His career has taken him from one end of the state to the other. During the riots of the 1960s, he was one of dozens of troopers called into Baltimore to maintain order.

It was on those patrols that he was shot at - twice.

"You couldn't see who shot at you," he said. "The buildings were all burned out."

Another time, Poffenberger said he pursued a suspect into wood shed after a 95 mph car chase. Once inside, the man threw a double-bladed axe at him, Poffenberger said.

"Just about hit me," he said.

Such encounters are hazards of the job.

But Poffenberger said the risk has its rewards. He pointed to several framed commendations he has from state police superintendents and County Commissioners.

One is for capturing four suspects accused of robbing post offices in Boonsboro and Burkittsville, Md. Another is for rescuing a car accident victim.

`Grinding' work

There is a reason why no one else from Poffenberger's recruit class remains on the job today, officials say. Patrolling the roads year after year takes its toll.

Capt. Greg Shipley, a spokesman for the Maryland State Police, said it is a rare person who can whether shift work, weekend work and holiday duties for so many years.

"Working the road is a very tough job to have - especially for that length of time," he said. "It's very grinding day in and day out," Shipley said. "We feel it's an incredible accomplishment."

Lt. R. Bruce Tanner, Hagerstown barrack commander, said experience is a vital part of policework. And on that score, Poffenberger is unequaled, he added.

"I can't go to a place in this county where somebody doesn't know who he is," Tanner said.

Poffenberger said he has few regrets - the job truly has been fulfilling. He added that he does miss the art, though.

However, those skills have come in handy. When a drunken driver ran over a boy one time, Poffenberger quickly sketched a picture of the vehicle.

The picture led to an arrest 93 hours later, he said.
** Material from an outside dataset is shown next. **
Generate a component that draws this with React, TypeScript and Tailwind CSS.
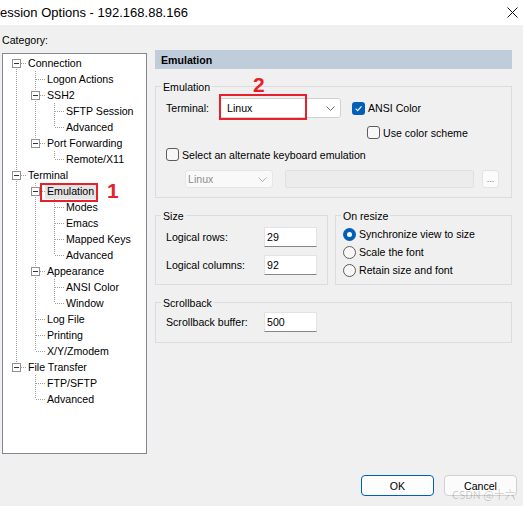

Another time, Poffenberger said he chased a suspect through Hagerstown. Before losing him, the man turned around, he said.

He quickly motioned for a pad of paper and sketched the man's face from memory. After he was finished, a Hagerstown City Police sergeant recognized the suspect, Poffenberger said. The man was arrested minutes later.

"He was still red in the face from running up there," he said.